◆ What you will do ◆
For the entries that follow, state how many lines include the word "React", giving the number and nothing else.

◆ Data for this exercise ◆

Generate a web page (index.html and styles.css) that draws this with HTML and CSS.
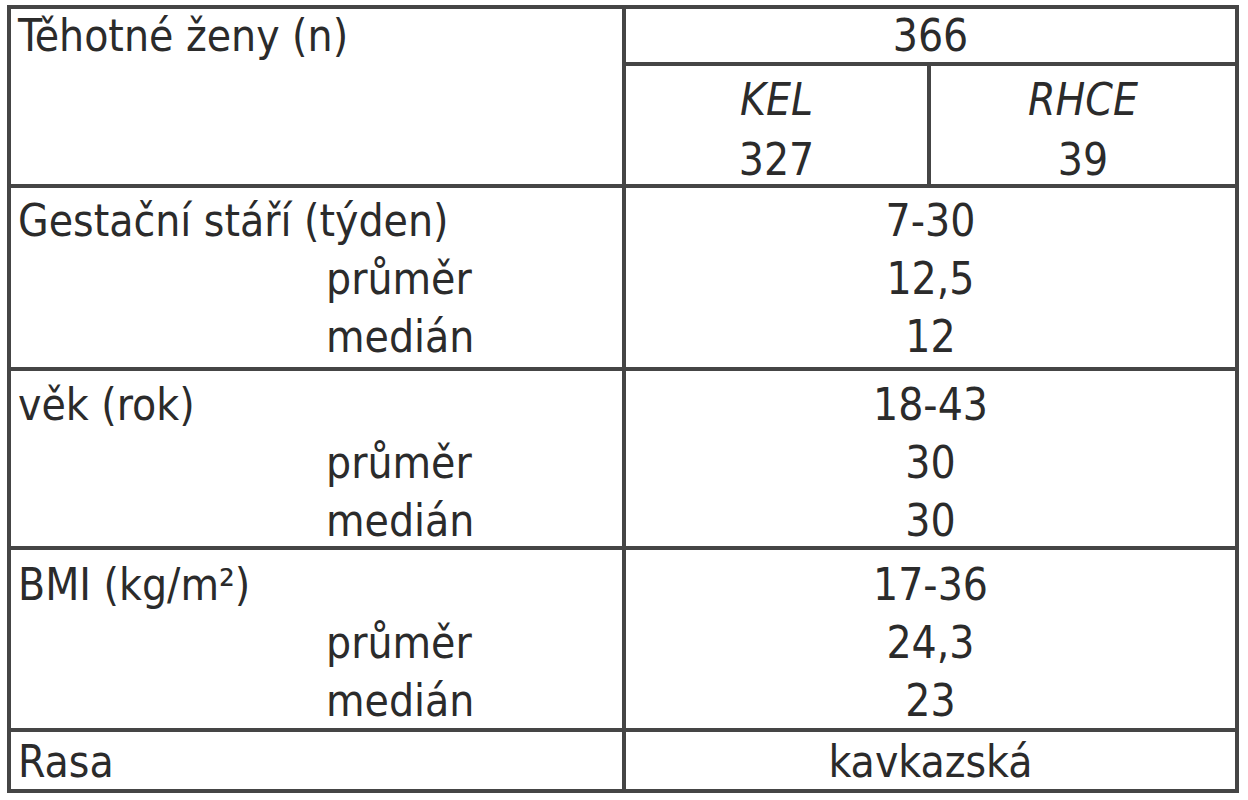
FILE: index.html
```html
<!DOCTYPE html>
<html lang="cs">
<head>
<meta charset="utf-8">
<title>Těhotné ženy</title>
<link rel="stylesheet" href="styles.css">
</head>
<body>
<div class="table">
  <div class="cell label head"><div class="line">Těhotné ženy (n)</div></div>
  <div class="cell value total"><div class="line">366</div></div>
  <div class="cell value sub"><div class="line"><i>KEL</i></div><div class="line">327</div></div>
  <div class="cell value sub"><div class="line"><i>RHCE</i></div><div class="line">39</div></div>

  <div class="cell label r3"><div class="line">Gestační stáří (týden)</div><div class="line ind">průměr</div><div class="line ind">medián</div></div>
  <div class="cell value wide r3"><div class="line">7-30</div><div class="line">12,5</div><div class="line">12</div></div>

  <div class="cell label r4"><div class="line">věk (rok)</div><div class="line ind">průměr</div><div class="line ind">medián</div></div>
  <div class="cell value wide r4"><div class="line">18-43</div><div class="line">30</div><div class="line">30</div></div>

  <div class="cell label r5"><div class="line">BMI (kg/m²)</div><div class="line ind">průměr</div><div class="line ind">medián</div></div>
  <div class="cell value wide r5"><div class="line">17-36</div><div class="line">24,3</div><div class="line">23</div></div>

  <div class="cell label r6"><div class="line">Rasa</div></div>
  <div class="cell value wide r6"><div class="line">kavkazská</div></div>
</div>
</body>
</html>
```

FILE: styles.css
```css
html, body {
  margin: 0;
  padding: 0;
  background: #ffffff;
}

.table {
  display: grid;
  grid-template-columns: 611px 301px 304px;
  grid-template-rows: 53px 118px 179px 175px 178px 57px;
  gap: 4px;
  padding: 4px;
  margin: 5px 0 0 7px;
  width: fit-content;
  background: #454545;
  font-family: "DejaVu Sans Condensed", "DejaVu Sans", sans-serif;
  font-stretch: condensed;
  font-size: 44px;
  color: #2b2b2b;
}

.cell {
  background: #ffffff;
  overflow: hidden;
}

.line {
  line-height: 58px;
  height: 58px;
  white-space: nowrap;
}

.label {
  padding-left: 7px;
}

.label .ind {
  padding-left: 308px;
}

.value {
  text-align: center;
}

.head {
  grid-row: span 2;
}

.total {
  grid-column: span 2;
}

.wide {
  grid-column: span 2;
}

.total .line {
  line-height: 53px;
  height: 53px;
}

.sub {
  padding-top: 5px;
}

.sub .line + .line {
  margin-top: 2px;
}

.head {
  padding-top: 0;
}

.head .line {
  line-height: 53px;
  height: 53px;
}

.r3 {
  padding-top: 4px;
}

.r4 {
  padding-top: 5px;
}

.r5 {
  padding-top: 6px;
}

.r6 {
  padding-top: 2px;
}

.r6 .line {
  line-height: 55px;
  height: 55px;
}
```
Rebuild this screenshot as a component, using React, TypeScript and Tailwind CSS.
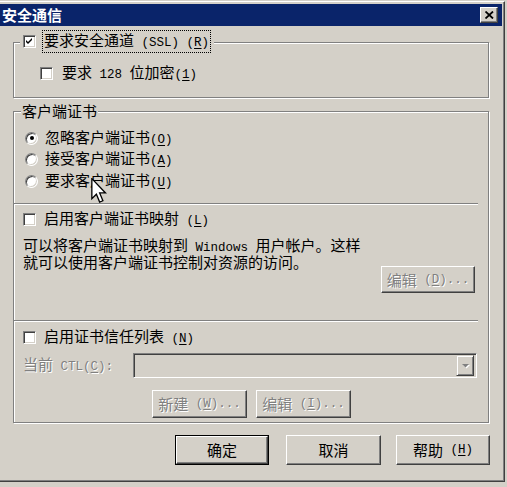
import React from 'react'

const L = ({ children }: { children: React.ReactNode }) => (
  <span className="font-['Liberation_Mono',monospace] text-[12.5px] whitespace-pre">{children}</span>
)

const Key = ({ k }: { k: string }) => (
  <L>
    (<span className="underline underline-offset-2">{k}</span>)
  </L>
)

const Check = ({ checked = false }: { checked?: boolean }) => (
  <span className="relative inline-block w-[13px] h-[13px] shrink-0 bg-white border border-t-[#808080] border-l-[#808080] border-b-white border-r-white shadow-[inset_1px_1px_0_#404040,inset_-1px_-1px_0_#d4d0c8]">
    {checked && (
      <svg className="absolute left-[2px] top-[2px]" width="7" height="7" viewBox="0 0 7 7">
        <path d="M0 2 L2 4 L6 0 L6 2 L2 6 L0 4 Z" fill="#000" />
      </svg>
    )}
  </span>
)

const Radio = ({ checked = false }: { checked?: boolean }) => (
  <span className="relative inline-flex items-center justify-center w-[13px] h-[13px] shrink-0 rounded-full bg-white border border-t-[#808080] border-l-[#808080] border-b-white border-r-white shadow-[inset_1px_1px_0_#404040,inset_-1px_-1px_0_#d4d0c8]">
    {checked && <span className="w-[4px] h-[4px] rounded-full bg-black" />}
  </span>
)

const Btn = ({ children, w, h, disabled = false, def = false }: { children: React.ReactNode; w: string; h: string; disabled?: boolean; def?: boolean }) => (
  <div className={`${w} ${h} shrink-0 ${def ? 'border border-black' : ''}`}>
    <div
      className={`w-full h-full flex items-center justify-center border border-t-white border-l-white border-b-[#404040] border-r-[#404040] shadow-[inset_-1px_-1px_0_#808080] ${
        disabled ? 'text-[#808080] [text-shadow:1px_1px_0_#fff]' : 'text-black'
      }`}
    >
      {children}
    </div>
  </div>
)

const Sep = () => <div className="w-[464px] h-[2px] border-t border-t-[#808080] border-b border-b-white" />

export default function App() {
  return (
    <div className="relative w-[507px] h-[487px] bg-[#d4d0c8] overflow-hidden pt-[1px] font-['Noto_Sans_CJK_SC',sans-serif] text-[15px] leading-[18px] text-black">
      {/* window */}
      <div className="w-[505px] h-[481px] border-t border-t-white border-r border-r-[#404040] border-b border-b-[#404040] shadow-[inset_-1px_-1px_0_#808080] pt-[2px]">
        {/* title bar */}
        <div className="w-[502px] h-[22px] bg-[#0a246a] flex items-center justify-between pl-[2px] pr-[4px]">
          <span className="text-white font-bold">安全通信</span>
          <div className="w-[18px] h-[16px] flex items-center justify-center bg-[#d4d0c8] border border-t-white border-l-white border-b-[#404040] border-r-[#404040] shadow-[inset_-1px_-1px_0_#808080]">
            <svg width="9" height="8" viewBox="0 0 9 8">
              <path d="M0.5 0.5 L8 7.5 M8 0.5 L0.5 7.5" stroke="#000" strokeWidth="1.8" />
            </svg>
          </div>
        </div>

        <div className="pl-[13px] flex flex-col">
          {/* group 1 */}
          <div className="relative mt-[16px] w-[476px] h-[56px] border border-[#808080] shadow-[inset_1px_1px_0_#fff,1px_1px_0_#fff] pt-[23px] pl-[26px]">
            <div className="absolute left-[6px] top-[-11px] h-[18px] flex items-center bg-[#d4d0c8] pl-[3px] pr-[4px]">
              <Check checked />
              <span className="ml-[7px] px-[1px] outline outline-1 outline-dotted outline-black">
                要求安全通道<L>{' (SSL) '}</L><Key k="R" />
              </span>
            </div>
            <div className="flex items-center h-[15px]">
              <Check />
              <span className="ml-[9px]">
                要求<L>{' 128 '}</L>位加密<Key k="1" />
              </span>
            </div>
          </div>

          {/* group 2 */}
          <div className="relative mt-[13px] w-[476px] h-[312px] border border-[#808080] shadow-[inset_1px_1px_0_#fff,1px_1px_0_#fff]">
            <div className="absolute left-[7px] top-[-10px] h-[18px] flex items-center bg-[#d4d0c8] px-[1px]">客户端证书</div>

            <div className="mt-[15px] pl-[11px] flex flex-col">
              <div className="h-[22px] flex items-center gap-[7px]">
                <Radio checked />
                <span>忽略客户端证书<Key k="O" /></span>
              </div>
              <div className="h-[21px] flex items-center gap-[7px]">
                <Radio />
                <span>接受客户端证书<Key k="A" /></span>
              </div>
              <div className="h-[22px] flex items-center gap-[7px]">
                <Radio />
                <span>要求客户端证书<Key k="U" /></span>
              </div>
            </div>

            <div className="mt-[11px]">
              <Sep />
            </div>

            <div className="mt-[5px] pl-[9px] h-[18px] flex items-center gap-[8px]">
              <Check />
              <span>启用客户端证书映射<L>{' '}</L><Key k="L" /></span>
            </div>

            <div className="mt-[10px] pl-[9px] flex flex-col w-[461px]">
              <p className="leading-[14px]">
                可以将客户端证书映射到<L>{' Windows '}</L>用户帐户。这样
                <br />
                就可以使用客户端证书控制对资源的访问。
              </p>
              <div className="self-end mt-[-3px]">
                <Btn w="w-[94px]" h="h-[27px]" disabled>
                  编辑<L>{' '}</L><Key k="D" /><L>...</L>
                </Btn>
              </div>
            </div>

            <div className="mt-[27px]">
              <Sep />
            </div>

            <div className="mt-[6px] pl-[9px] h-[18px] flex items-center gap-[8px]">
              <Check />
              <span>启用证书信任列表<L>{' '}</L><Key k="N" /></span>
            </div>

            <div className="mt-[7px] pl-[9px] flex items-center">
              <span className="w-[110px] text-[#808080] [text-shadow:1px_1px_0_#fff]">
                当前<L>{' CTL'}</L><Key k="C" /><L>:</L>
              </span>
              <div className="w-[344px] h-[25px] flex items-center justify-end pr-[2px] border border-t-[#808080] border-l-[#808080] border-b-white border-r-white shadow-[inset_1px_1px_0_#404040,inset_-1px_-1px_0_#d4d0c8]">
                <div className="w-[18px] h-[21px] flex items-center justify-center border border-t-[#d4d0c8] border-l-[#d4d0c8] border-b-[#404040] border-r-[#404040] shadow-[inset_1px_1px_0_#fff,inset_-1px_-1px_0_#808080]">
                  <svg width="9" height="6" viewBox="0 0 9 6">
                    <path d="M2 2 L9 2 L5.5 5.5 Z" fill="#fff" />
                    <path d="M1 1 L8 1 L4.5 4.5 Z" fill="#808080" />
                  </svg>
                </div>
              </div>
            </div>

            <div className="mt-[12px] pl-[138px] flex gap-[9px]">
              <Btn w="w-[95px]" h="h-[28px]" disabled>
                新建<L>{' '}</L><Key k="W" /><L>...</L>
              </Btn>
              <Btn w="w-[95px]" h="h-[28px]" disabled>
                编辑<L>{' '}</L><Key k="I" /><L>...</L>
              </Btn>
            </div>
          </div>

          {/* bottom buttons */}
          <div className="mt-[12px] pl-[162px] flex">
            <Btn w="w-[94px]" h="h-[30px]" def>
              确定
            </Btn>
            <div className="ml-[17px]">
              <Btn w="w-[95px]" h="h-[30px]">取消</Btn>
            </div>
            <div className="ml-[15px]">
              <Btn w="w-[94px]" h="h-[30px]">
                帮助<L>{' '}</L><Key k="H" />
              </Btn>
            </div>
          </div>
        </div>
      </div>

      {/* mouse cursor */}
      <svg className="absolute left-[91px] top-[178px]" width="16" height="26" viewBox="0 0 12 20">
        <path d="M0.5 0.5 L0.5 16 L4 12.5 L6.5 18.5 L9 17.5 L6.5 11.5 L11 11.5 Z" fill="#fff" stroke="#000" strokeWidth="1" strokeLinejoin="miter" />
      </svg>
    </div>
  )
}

◆ Solution to this problem ◆
4